Flavors or fragrances that are water soluble may interfere with encapsulation of an oil particle. For example, flavor or fragrance compounds that are water soluble cannot be encapsulated using gelatin coacervation. This is because for coacervation to occur, there must be a droplet to coat, and for these water soluble materials, there are no droplets to coat. In addition, the water soluble flavor or fragrance may partition so as to locate the flavor or fragrance compound in an aqueous environment outside the encapsulated oil particle rather than inside the oil particle. If a flavor or fragrance compound is too water soluble, the coacervation process ceases to function due to the colloid becoming either too thick or too thin. A colloid that is too thick has no flow, and thus cannot properly coat the oil surface. A colloid that is too thin is not retained on the oil surface. In the extreme, a water soluble flavor or fragrance compound can totally solubilize the colloid, leaving no wall material to deposit on the oil surface.
Besides water solubility, a flavor or fragrance compound that contains fatty acids affects the pH of a coacervation reaction. If a base is added in an attempt to adjust pH, the fatty salts produced in the reaction impart an undesirable soap taste to a flavor compound.

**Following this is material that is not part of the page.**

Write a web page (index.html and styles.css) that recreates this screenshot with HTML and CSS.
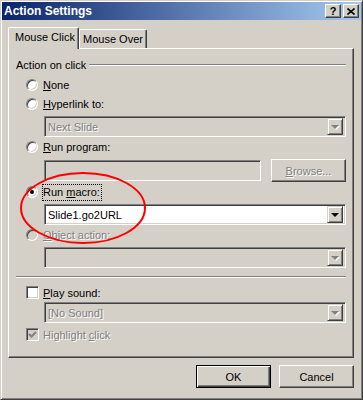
FILE: index.html
```html
<!DOCTYPE html>
<html>
<head>
<meta charset="utf-8">
<title>Action Settings</title>
<link rel="stylesheet" href="styles.css">
</head>
<body>
<div class="dialog">
    <div class="caption">
        <span class="caption-text">Action Settings</span>
        <span class="cap-btn help">?</span>
        <span class="cap-btn close"><svg width="8" height="7" viewBox="0 0 8 7"><path d="M0.5 0.5L7.5 6.5M7.5 0.5L0.5 6.5" stroke="#000" stroke-width="1.6" fill="none"/></svg></span>
    </div>

    <div class="tabs">
        <span class="tab active">Mouse Click</span>
        <span class="tab">Mouse Over</span>
    </div>

    <div class="panel">
        <div class="group-label">Action on click</div>

        <div class="opt first"><span class="radio"></span><span><u>N</u>one</span></div>
        <div class="opt"><span class="radio"></span><span><u>H</u>yperlink to:</span></div>
        <div class="combo disabled"><span class="value">Next Slide</span><span class="drop"></span></div>

        <div class="opt tight"><span class="radio"></span><span><u>R</u>un program:</span></div>
        <div class="program-row">
            <div class="textbox"></div>
            <span class="btn disabled browse"><span><u>B</u>rowse...</span></span>
        </div>

        <div class="opt tight"><span class="radio checked"></span><span class="focus">Run <u>m</u>acro:</span></div>
        <div class="combo"><span class="value">Slide1.go2URL</span><span class="drop"></span></div>

        <div class="opt tight"><span class="radio disabled"></span><span class="off"><u>O</u>bject action:</span></div>
        <div class="combo disabled"><span class="value"></span><span class="drop"></span></div>

        <div class="separator"></div>

        <div class="opt check-row"><span class="checkbox"></span><span><u>P</u>lay sound:</span></div>
        <div class="combo disabled near"><span class="value">[No Sound]</span><span class="drop"></span></div>
        <div class="opt check-row last"><span class="checkbox disabled"><svg width="9" height="9" viewBox="0 0 9 9"><path d="M1 4l2.5 2.5L8 2" stroke="#808080" stroke-width="2" fill="none"/></svg></span><span class="off">Highlight <u>c</u>lick</span></div>
    </div>

    <div class="buttons">
        <span class="btn default">OK</span>
        <span class="btn">Cancel</span>
    </div>

    <!-- red marker drawn over the dialog -->
    <svg class="marker" width="363" height="400" viewBox="0 0 363 400"><ellipse cx="82" cy="207" rx="62" ry="35" fill="none" stroke="#ff0000" stroke-width="2"/></svg>
</div>
</body>
</html>
```

FILE: styles.css
```css
body { margin: 0; background: #d4d0c8; }

.dialog { position: relative; width: 363px; height: 400px; box-sizing: border-box; padding: 1px; border: 1px solid; border-color: #d4d0c8 #404040 #404040 #d4d0c8; box-shadow: inset 1px 1px #fff, inset -1px -1px #808080; background: #d4d0c8; font: 11px "Liberation Sans", Arial, sans-serif; color: #000; display: flex; flex-direction: column; }

.caption { height: 18px; display: flex; align-items: center; padding: 0 2px; background: linear-gradient(to right, #0a246a, #a6caf0); }
.caption-text { flex: 1; color: #fff; font-weight: bold; font-size: 12px; }
.cap-btn { width: 16px; height: 14px; box-sizing: border-box; display: flex; align-items: center; justify-content: center; background: #d4d0c8; border: 1px solid; border-color: #fff #404040 #404040 #fff; box-shadow: inset -1px -1px #808080; font-weight: bold; font-size: 11px; line-height: 12px; }
.cap-btn.help { margin-right: 2px; }

.tabs { display: flex; align-items: flex-end; height: 21px; margin: 7px 0 0 6px; }
.tab { box-sizing: border-box; height: 19px; padding: 3px 0 0 3px; border: 1px solid; border-bottom: none; border-color: #fff #404040 #404040 #fff; border-radius: 2px 2px 0 0; box-shadow: inset -1px 0 #808080; background: #d4d0c8; white-space: nowrap; }
.tab.active { position: relative; z-index: 1; width: 71px; height: 22px; margin-bottom: -1px; padding: 3px 0 0 6px; }
.tab:not(.active) { width: 68px; margin-left: 0; }

.panel { height: 310px; box-sizing: border-box; margin: 0 7px 0 6px; padding: 0 7px; border: 1px solid; border-color: #fff #404040 #404040 #fff; box-shadow: inset -1px -1px #808080; display: flex; flex-direction: column; }

.group-label { display: flex; align-items: center; height: 14px; margin-top: 9px; white-space: nowrap; }
.group-label::after { content: ""; flex: 1; height: 0; margin-left: 3px; border-top: 1px solid #808080; border-bottom: 1px solid #fff; }

.opt { display: flex; align-items: center; height: 12px; line-height: 12px; margin-top: 7px; padding-left: 10px; white-space: nowrap; }
.opt.first { margin-top: 7px; }
.opt.tight { margin-top: 4px; }
.opt.check-row { height: 13px; margin-top: 8px; }
.opt.check-row.last { margin-top: 5px; }

.radio { width: 12px; height: 12px; box-sizing: border-box; margin-right: 5px; border-radius: 50%; border: 1px solid; border-color: #808080 #fff #fff #808080; box-shadow: inset 1px 1px #404040, inset -1px -1px #d4d0c8; background: #fff; display: flex; align-items: center; justify-content: center; }
.radio.checked::after { content: ""; width: 4px; height: 4px; border-radius: 50%; background: #000; }
.radio.disabled { background: #d4d0c8; }

.checkbox { width: 13px; height: 13px; box-sizing: border-box; margin-right: 4px; border: 1px solid; border-color: #808080 #fff #fff #808080; box-shadow: inset 1px 1px #404040, inset -1px -1px #d4d0c8; background: #fff; display: flex; align-items: center; justify-content: center; }
.checkbox.disabled { background: #d4d0c8; }

.focus { margin-left: -1px; padding: 1px 1px 1px 0; border: 1px dotted #000; line-height: 13px; }
.off, .disabled .value, .btn.disabled { color: #808080; text-shadow: 1px 1px 0 #fff; }

.combo { height: 21px; box-sizing: border-box; margin: 6px 0 0 28px; padding: 2px; border: 1px solid; border-color: #808080 #fff #fff #808080; box-shadow: inset 1px 1px #404040, inset -1px -1px #d4d0c8; background: #fff; display: flex; align-items: center; }
.combo.disabled { background: #d4d0c8; }
.combo.near { margin-top: 3px; }
.combo .value { flex: 1; padding-left: 1px; white-space: nowrap; }
.drop { width: 16px; height: 17px; box-sizing: border-box; background: #d4d0c8; border: 1px solid; border-color: #d4d0c8 #404040 #404040 #d4d0c8; box-shadow: inset 1px 1px #fff, inset -1px -1px #808080; display: flex; align-items: center; justify-content: center; }
.drop::after { content: ""; border: 4px solid transparent; border-top: 4px solid #000; border-bottom: none; margin-top: 1px; }
.combo.disabled .drop::after { border-top-color: #808080; filter: drop-shadow(1px 1px 0 #fff); }

.program-row { display: flex; align-items: center; height: 23px; margin: 6px 0 0 28px; }
.textbox { width: 217px; height: 21px; box-sizing: border-box; border: 1px solid; border-color: #808080 #fff #fff #808080; box-shadow: inset 1px 1px #404040, inset -1px -1px #d4d0c8; background: #d4d0c8; }
.program-row .browse { margin-left: auto; }

.separator { height: 0; margin-top: 8px; border-top: 1px solid #808080; border-bottom: 1px solid #fff; }

.buttons { display: flex; justify-content: flex-end; gap: 8px; margin: 7px 7px 0 0; }
.btn { width: 75px; height: 23px; box-sizing: border-box; display: flex; align-items: center; justify-content: center; border: 1px solid; border-color: #fff #404040 #404040 #fff; box-shadow: inset -1px -1px #808080; background: #d4d0c8; }
.btn.default { border-color: #000; box-shadow: inset 1px 1px #fff, inset -1px -1px #404040, inset -2px -2px #808080; }

.marker { position: absolute; left: 0; top: 0; pointer-events: none; }
```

If a flavor or fragrance compound contains water soluble esters, the coacervation temperature is affected and hence the final gelation temperature is altered. While it is therefore desirable to limit compounds that contain either fatty acids or water soluble esters, there is a tradeoff in the potency and profile results for the encapsulated compound. This limits the range of formulations that are able to be effectively encapsulated.
Currently, flavor or fragrance compounds that are difficult to encapsulate are diluted with oils such as vegetable oil or mineral oil. This alters its oil to water partition coefficient, in which the compound attempts to reach an equilibrium between the oil and aqueous phases. The oil serves to reduce the natural water solubility of most compounds and, in many cases, reduces it below the level at which it interferes with coacervation. A flavor or fragrance compound that is highly water soluble, however, does not have this effect. A compound that has a water solubility greater than 25% prefers to partition in an aqueous phase, and a ratio of lipid:water greater than 90% is needed to encapsulate these compounds. The coacervation process, however, is generally limited to about 22% lipid. Thus, this technique is of only limited applicability for water soluble flavor or fragrance compounds.
Several techniques are known in the art for absorbing compounds into a microcapsule, such as cyclodextrin entrapment or silica plating. A drawback of the cyclodextrin entrapment technique is that the binding effect varies widely depending upon the particular flavor or fragrance compound. A drawback of the silica plating technique is that there is no barrier to protect the flavor or fragrance compound from evaporation. Thus, there is a need for an efficient method of absorbing the many types of flavor and fragrance compounds to the desired level of loading in an encapsulated oil. There is also a need for an efficient method of adsorbing flavor and fragrance compounds once they have been encapsulated.